José Ignacio war lange ein Fischerdorf. Die ersten Einwohnerinnen und Einwohner bauten Ende des 19. Jahrhunderts ihre Häuschen in der Nähe des Leuchtturms, dort entstand das Zentrum. Lange lebte man abgeschieden – erst Anfang der Achtzigerjahre wurde der Ort an das Stromnetz und Anfang der Neunzigerjahre an die Wasserversorgung angeschlossen. Nach und nach entdeckten ihn Touristen und bauten Ferienhäuser, inzwischen ist José Ignacio eines der begehrtesten Reiseziele Südamerikas. Abseits des Zentrums entstanden neue Viertel. Heute ist das Bild nicht mehr von Fischerhütten geprägt, sondern von Architektenhäusern, stilvollen Hotels und guten Restaurants.

An diesem Sonntag im Oktober wirkt alles ziemlich idyllisch. Ein paar Leute sitzen auf mitgebrachten Klappstühlen am Strand, vor dem Lokal „La Huella“ stehen Angestellte im Sand und hängen Stoffe auf, um den Außenbereich vor Wind zu schützen. Ein paar Boote, vom Wasser auf den Strand gezogen, erinnern an die Ursprünge des Fischerdorfs. Erst im Januar, wenn auf der Südhalbkugel Hochsommer ist, wird es im Ort trubelig. Während im Winter die meisten Häuser leer stehen, kommen die Feriengäste im Sommer in Scharen. Allein im La Huella servieren sie in der Hochsaison täglich bis zu 1.300 Gerichte.

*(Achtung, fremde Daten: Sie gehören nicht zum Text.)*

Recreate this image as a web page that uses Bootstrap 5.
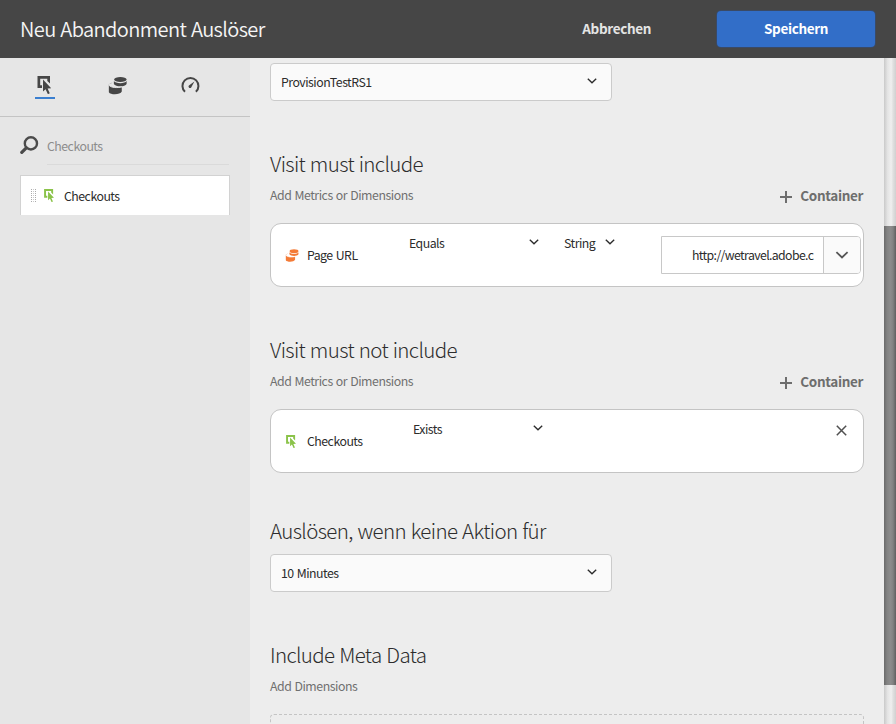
<!DOCTYPE html>
<html lang="de">
<head>
<meta charset="utf-8">
<meta name="viewport" content="width=device-width, initial-scale=1">
<title>Neu Abandonment Auslöser</title>
<link href="https://cdn.jsdelivr.net/npm/bootstrap@5.3.0/dist/css/bootstrap.min.css" rel="stylesheet">
<style>
body{font-family:"Noto Sans CJK SC","Open Sans",sans-serif;font-size:12.3px;line-height:20px;letter-spacing:-.5px;word-spacing:.8px;color:#2c2c2c;background:#ededed}
svg{display:block;flex:none}
.app{height:724px}
.topbar{height:58px;background:#464646;color:#f5f5f5;padding:0 21px 0 20px}
.topbar h1{font-size:20px;font-weight:350;line-height:28px;letter-spacing:-.6px}
.btn-plain,.btn-save{font-size:13.5px;font-weight:700;line-height:20px;letter-spacing:-.35px;border-radius:4px;padding:0 0 2px}
.btn-plain{color:#e4e4e4;margin-right:66px}
.btn-save{width:158px;height:36px;color:#fff;background:#326ec8;box-shadow:0 0 0 1px #3a4a66}
.side{width:250px;background:#e6e6e6}
.tabs{height:59px;border-bottom:1px solid #c4c4c4;padding:18px 0 0 35px;gap:53px;color:#464646}
.tab-on{border-bottom:2px solid #3a7fd0;height:23px}
.search{padding:19px 20px 0}
.search-field{border-bottom:1px solid #dadada;height:29px;margin-left:8px;color:#8c8c8c;line-height:20px;width:182px}
.drag-item{margin:10px 20px 0;height:40px;background:#fff;border:1px solid #d2d2d2;border-bottom:0;padding-left:10px}
.pane{padding:5px 20px 0}
.pick{width:342px;height:38px;border:1px solid #cbcbcb;border-radius:4px;background:#fafafa;padding:0 14px 0 10px}
.caret{margin-bottom:2px}
.pane h2{font-size:20.5px;font-weight:300;line-height:28px;letter-spacing:-.63px;margin:0}
.hint{color:#707070;padding-top:8px;letter-spacing:-.46px}
.add{color:#6e6e6e;font-size:13.5px;font-weight:700;letter-spacing:-.35px;margin-right:1px}
.rule-box{height:64px;border:1px solid #c4c4c4;border-radius:11px;background:#fff;padding:0 2px 0 14px}
.url{height:38px;width:200px;border:1px solid #c8c8c8;border-radius:0 4px 4px 0}
.url-text{width:124px;margin-left:30px;line-height:36px;letter-spacing:-.62px}
.url-btn{width:37px;border-left:1px solid #c8c8c8;border-radius:0 3px 3px 0;background:#fafafa;color:#555}
.dropzone{height:40px;border:1px dashed #c4c4c4;border-radius:4px}
.track{width:12px;background:linear-gradient(90deg,#c9c9c9,#e4e4e4 30%,#efefef 60%,#e0e0e0 75%,#d0d0d0)}
.thumb{margin-top:168px;height:459px;background:linear-gradient(90deg,#6a6a6a,#828282 25%,#8c8c8c 55%,#828282 75%,#606060)}
</style>
</head>
<body>
<svg class="d-none">
<symbol id="chev" viewBox="0 0 10 6"><path d="M.8.8 5 4.800 9.200.8" fill="none" stroke="currentColor" stroke-width="1.350"/></symbol>
<symbol id="click" viewBox="0 0 18 18"><path d="M2 0h12.500v7.500l-2.700-2.600V2.700H4.700v6.600H6.500V12H2z" fill="currentColor"/><path d="M7.500 3.500v12l2.600-2.300 2.300 5 1.900-.9-2.200-4.900 3.600-.2z" fill="currentColor"/></symbol>
<symbol id="discs" viewBox="0 0 20 19"><g fill="currentColor"><ellipse cx="13" cy="3.200" rx="6.500" ry="2.700"/><path d="M6.200 4.800C8 7.800 18 7.800 19.600 4.800V7.800C18 11 8 11 6.200 7.800z"/><path d="M4.800 6.500C2.500 6.600 1 7.500.9 8.800 2 12 12 12.500 14.500 11V15.800C13 19.500 2.500 19.500.9 16.500V8z"/></g><path d="M.8 9C3.500 12.300 10 12 14.700 11" fill="none" stroke="var(--gap)" stroke-width="1"/></symbol>
</svg>
<div class="app d-flex flex-column overflow-hidden">
 <header class="topbar d-flex align-items-center flex-shrink-0">
  <h1 class="m-0 me-auto">Neu Abandonment Auslöser</h1>
  <button class="btn btn-plain border-0">Abbrechen</button>
  <button class="btn btn-save border-0">Speichern</button>
 </header>
 <div class="d-flex flex-grow-1 overflow-hidden">
  <aside class="side flex-shrink-0">
   <nav class="tabs d-flex">
    <div class="tab-on"><svg width="20" height="19" viewBox="0 0 20 19"><use href="#click" x=".5" width="18" height="18"/></svg></div>
    <svg width="19" height="19" style="--gap:#e6e6e6"><use href="#discs"/></svg>
    <svg width="20" height="19" viewBox="0 0 20 19"><path d="M5 15.800A8 8 0 1 1 15.900 15.800" fill="none" stroke="currentColor" stroke-width="2"/><path d="M14.400 5.500 11.200 11.500A1.500 1.500 0 1 1 8.900 9.500z" fill="currentColor"/></svg>
   </nav>
   <div class="search d-flex">
    <svg width="19" height="19" viewBox="0 0 19 19" fill="none" stroke="#4b4b4b"><circle cx="10.900" cy="7.400" r="6.100" stroke-width="2.400"/><path d="M6.300 11.900 1.800 16.400" stroke-width="3.200" stroke-linecap="round"/></svg>
    <div class="search-field">Checkouts</div>
   </div>
   <div class="drag-item d-flex align-items-center">
    <svg width="5" height="13" viewBox="0 0 5 13" stroke="#aaa" stroke-dasharray="1 1"><path d="M.5 0V13M4.500 0V13"/><path d="M2.500 0V13" stroke="#ccc"/></svg>
    <svg style="margin-left:8px" width="11" height="13" viewBox="2 0 15 18" color="#8bc34a"><use href="#click" width="18" height="18"/></svg>
    <span style="margin-left:9px;padding-top:1px">Checkouts</span>
   </div>
  </aside>
  <main class="pane flex-grow-1">
   <div class="pick d-flex align-items-center justify-content-between"><span>ProvisionTestRS1</span><svg class="caret" width="10" height="6"><use href="#chev"/></svg></div>
   <section style="margin-top:48px">
    <h2>Visit must include</h2>
    <div class="d-flex justify-content-between hint">
     <span>Add Metrics or Dimensions</span>
     <span class="add d-flex align-items-center"><svg style="margin:3px 8px 0 0" width="12" height="12"><path d="M6 0V12M0 6H12" stroke="currentColor" stroke-width="2"/></svg>Container</span>
    </div>
    <div class="rule-box d-flex" style="margin-top:18px">
     <div class="d-flex align-items-center" style="width:124px"><svg width="14" height="13" viewBox="0 0 20 19" color="#f47b37" style="--gap:#fff"><use href="#discs" width="20" height="19"/></svg><span class="ms-2">Page URL</span></div>
     <div class="d-flex align-items-center justify-content-between" style="width:130px;height:38px"><span>Equals</span><svg class="caret" width="10" height="6"><use href="#chev"/></svg></div>
     <div class="d-flex align-items-center justify-content-between" style="width:51px;height:38px;margin-left:25px"><span>String</span><svg class="caret" width="10" height="6"><use href="#chev"/></svg></div>
     <div class="url d-flex ms-auto align-self-center"><div class="url-text text-nowrap">http://wetravel.adobe.c</div><div class="url-btn ms-auto d-flex align-items-center justify-content-center"><svg width="14" height="8"><use href="#chev"/></svg></div></div>
    </div>
   </section>
   <section style="margin-top:48px">
    <h2>Visit must not include</h2>
    <div class="d-flex justify-content-between hint">
     <span>Add Metrics or Dimensions</span>
     <span class="add d-flex align-items-center"><svg style="margin:3px 8px 0 0" width="12" height="12"><path d="M6 0V12M0 6H12" stroke="currentColor" stroke-width="2"/></svg>Container</span>
    </div>
    <div class="rule-box d-flex" style="margin-top:18px">
     <div class="d-flex align-items-center" style="width:128px"><svg style="margin-left:1px" width="11" height="13" viewBox="2 0 15 18" color="#8bc34a"><use href="#click" width="18" height="18"/></svg><span style="margin-left:10px">Checkouts</span></div>
     <div class="d-flex align-items-center justify-content-between" style="width:130px;height:38px"><span>Exists</span><svg class="caret" width="10" height="6"><use href="#chev"/></svg></div>
     <svg class="ms-auto" width="11" height="11" style="margin:15px 14px"><path d="M.8.8 10.200 10.200M10.200.8.8 10.200" stroke="#505050" stroke-width="1.500"/></svg>
    </div>
   </section>
   <section style="margin-top:43px">
    <h2>Auslösen, wenn keine Aktion für</h2>
    <div class="pick d-flex align-items-center justify-content-between" style="margin-top:10px"><span>10 Minutes</span><svg class="caret" width="10" height="6"><use href="#chev"/></svg></div>
   </section>
   <section style="margin-top:48px">
    <h2>Include Meta Data</h2>
    <div class="hint">Add Dimensions</div>
    <div class="dropzone" style="margin-top:18px"></div>
   </section>
  </main>
  <div class="track flex-shrink-0"><div class="thumb"></div></div>
 </div>
</div>
<script src="https://cdn.jsdelivr.net/npm/bootstrap@5.3.0/dist/js/bootstrap.bundle.min.js"></script>
</body>
</html>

Die Gefahr, die darin liegt, wird auch als Overtourism bezeichnet: Urlauber überrennen besonders schöne Orte, die dort lebenden Menschen verlieren dadurch manchmal ihre Heimat. Einige erliegen der Verlockung, ihr Land zu verkaufen, andere können sich bald die höheren Preise nicht mehr leisten. Dann entstehen oft Hotelburgen und Shoppingmeilen, Schulen schließen.

Die Einwohnerinnen und Einwohner von José Ignacio aber wollten sich nicht vertreiben lassen – wer bleiben will, soll dort gut leben können. So organisierten sie eine originelle Form des Widerstands, die auf der besonderen Allianz zwischen alten und neuen Mitgliedern beruht.